TASK DIRECTIONS:
Go through the listing and write out all of it exactly.

--- Start of SOURCE DATA ---

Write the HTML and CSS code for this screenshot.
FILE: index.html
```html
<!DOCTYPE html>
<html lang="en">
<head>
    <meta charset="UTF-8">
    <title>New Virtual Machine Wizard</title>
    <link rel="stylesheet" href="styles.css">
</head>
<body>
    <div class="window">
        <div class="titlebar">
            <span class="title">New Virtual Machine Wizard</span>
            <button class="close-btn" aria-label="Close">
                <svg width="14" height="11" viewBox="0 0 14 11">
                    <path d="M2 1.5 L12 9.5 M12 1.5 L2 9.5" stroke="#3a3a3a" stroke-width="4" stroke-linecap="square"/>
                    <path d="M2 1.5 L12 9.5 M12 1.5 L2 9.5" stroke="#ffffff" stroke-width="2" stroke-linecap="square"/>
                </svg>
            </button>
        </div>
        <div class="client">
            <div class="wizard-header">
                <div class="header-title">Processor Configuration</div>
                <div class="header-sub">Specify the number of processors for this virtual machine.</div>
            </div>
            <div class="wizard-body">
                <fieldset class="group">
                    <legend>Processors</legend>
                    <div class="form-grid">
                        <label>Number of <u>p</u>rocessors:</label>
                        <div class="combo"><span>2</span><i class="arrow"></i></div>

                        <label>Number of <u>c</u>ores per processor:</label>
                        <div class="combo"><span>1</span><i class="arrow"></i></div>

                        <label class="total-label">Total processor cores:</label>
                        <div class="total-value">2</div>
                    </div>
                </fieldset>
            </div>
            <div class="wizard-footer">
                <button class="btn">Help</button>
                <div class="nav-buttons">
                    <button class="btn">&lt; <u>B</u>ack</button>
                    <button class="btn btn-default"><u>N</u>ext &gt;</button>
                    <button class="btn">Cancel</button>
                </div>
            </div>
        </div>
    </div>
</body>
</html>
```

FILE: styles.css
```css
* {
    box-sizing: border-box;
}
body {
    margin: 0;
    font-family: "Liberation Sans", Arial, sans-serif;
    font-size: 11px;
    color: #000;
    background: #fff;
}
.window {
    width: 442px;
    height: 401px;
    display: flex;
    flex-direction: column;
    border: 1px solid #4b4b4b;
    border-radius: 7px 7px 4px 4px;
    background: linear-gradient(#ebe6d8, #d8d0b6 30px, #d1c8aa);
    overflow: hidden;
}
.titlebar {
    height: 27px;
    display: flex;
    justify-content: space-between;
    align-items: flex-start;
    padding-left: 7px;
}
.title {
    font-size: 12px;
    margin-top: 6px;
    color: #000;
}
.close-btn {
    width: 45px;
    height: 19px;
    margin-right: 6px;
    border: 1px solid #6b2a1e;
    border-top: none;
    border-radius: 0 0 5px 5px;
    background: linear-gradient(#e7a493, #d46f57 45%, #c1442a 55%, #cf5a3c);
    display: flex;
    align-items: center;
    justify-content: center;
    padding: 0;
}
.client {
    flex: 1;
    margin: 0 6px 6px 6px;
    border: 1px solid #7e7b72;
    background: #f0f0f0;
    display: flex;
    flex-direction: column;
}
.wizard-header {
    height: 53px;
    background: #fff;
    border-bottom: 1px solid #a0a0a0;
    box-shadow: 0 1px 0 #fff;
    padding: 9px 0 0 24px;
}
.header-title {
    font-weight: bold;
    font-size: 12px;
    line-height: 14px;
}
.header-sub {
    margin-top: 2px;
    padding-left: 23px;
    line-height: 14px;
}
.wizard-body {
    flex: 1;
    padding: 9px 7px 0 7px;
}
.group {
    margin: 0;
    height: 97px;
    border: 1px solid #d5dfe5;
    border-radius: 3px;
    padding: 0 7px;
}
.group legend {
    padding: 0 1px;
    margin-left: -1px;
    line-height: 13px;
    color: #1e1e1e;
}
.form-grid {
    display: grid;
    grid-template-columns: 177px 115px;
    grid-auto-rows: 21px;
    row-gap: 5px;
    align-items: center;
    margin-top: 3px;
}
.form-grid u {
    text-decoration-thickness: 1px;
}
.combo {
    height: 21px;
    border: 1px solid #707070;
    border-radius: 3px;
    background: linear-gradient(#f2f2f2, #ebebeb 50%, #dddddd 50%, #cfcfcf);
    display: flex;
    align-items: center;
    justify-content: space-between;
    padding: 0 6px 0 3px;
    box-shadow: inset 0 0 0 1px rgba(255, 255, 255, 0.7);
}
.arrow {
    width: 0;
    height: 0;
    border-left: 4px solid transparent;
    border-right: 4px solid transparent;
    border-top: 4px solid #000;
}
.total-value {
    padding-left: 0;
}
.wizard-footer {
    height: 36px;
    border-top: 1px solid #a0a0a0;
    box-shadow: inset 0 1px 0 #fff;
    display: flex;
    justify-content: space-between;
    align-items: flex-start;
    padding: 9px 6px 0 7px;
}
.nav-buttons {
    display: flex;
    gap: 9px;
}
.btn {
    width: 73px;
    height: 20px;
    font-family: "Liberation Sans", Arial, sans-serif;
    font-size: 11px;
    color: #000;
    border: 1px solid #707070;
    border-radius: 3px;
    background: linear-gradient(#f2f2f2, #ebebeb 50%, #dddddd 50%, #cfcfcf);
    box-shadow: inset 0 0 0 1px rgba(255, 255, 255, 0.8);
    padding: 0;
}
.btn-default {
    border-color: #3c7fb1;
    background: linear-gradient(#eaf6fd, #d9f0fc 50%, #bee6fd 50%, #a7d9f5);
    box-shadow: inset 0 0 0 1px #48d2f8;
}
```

--- End of SOURCE DATA ---

REPLY TO THE TASK:
Write the HTML and CSS code for this screenshot.
FILE: index.html
```html
<!DOCTYPE html>
<html lang="en">
<head>
    <meta charset="UTF-8">
    <title>New Virtual Machine Wizard</title>
    <link rel="stylesheet" href="styles.css">
</head>
<body>
    <div class="window">
        <div class="titlebar">
            <span class="title">New Virtual Machine Wizard</span>
            <button class="close-btn" aria-label="Close">
                <svg width="14" height="11" viewBox="0 0 14 11">
                    <path d="M2 1.5 L12 9.5 M12 1.5 L2 9.5" stroke="#3a3a3a" stroke-width="4" stroke-linecap="square"/>
                    <path d="M2 1.5 L12 9.5 M12 1.5 L2 9.5" stroke="#ffffff" stroke-width="2" stroke-linecap="square"/>
                </svg>
            </button>
        </div>
        <div class="client">
            <div class="wizard-header">
                <div class="header-title">Processor Configuration</div>
                <div class="header-sub">Specify the number of processors for this virtual machine.</div>
            </div>
            <div class="wizard-body">
                <fieldset class="group">
                    <legend>Processors</legend>
                    <div class="form-grid">
                        <label>Number of <u>p</u>rocessors:</label>
                        <div class="combo"><span>2</span><i class="arrow"></i></div>

                        <label>Number of <u>c</u>ores per processor:</label>
                        <div class="combo"><span>1</span><i class="arrow"></i></div>

                        <label class="total-label">Total processor cores:</label>
                        <div class="total-value">2</div>
                    </div>
                </fieldset>
            </div>
            <div class="wizard-footer">
                <button class="btn">Help</button>
                <div class="nav-buttons">
                    <button class="btn">&lt; <u>B</u>ack</button>
                    <button class="btn btn-default"><u>N</u>ext &gt;</button>
                    <button class="btn">Cancel</button>
                </div>
            </div>
        </div>
    </div>
</body>
</html>
```

FILE: styles.css
```css
* {
    box-sizing: border-box;
}
body {
    margin: 0;
    font-family: "Liberation Sans", Arial, sans-serif;
    font-size: 11px;
    color: #000;
    background: #fff;
}
.window {
    width: 442px;
    height: 401px;
    display: flex;
    flex-direction: column;
    border: 1px solid #4b4b4b;
    border-radius: 7px 7px 4px 4px;
    background: linear-gradient(#ebe6d8, #d8d0b6 30px, #d1c8aa);
    overflow: hidden;
}
.titlebar {
    height: 27px;
    display: flex;
    justify-content: space-between;
    align-items: flex-start;
    padding-left: 7px;
}
.title {
    font-size: 12px;
    margin-top: 6px;
    color: #000;
}
.close-btn {
    width: 45px;
    height: 19px;
    margin-right: 6px;
    border: 1px solid #6b2a1e;
    border-top: none;
    border-radius: 0 0 5px 5px;
    background: linear-gradient(#e7a493, #d46f57 45%, #c1442a 55%, #cf5a3c);
    display: flex;
    align-items: center;
    justify-content: center;
    padding: 0;
}
.client {
    flex: 1;
    margin: 0 6px 6px 6px;
    border: 1px solid #7e7b72;
    background: #f0f0f0;
    display: flex;
    flex-direction: column;
}
.wizard-header {
    height: 53px;
    background: #fff;
    border-bottom: 1px solid #a0a0a0;
    box-shadow: 0 1px 0 #fff;
    padding: 9px 0 0 24px;
}
.header-title {
    font-weight: bold;
    font-size: 12px;
    line-height: 14px;
}
.header-sub {
    margin-top: 2px;
    padding-left: 23px;
    line-height: 14px;
}
.wizard-body {
    flex: 1;
    padding: 9px 7px 0 7px;
}
.group {
    margin: 0;
    height: 97px;
    border: 1px solid #d5dfe5;
    border-radius: 3px;
    padding: 0 7px;
}
.group legend {
    padding: 0 1px;
    margin-left: -1px;
    line-height: 13px;
    color: #1e1e1e;
}
.form-grid {
    display: grid;
    grid-template-columns: 177px 115px;
    grid-auto-rows: 21px;
    row-gap: 5px;
    align-items: center;
    margin-top: 3px;
}
.form-grid u {
    text-decoration-thickness: 1px;
}
.combo {
    height: 21px;
    border: 1px solid #707070;
    border-radius: 3px;
    background: linear-gradient(#f2f2f2, #ebebeb 50%, #dddddd 50%, #cfcfcf);
    display: flex;
    align-items: center;
    justify-content: space-between;
    padding: 0 6px 0 3px;
    box-shadow: inset 0 0 0 1px rgba(255, 255, 255, 0.7);
}
.arrow {
    width: 0;
    height: 0;
    border-left: 4px solid transparent;
    border-right: 4px solid transparent;
    border-top: 4px solid #000;
}
.total-value {
    padding-left: 0;
}
.wizard-footer {
    height: 36px;
    border-top: 1px solid #a0a0a0;
    box-shadow: inset 0 1px 0 #fff;
    display: flex;
    justify-content: space-between;
    align-items: flex-start;
    padding: 9px 6px 0 7px;
}
.nav-buttons {
    display: flex;
    gap: 9px;
}
.btn {
    width: 73px;
    height: 20px;
    font-family: "Liberation Sans", Arial, sans-serif;
    font-size: 11px;
    color: #000;
    border: 1px solid #707070;
    border-radius: 3px;
    background: linear-gradient(#f2f2f2, #ebebeb 50%, #dddddd 50%, #cfcfcf);
    box-shadow: inset 0 0 0 1px rgba(255, 255, 255, 0.8);
    padding: 0;
}
.btn-default {
    border-color: #3c7fb1;
    background: linear-gradient(#eaf6fd, #d9f0fc 50%, #bee6fd 50%, #a7d9f5);
    box-shadow: inset 0 0 0 1px #48d2f8;
}
```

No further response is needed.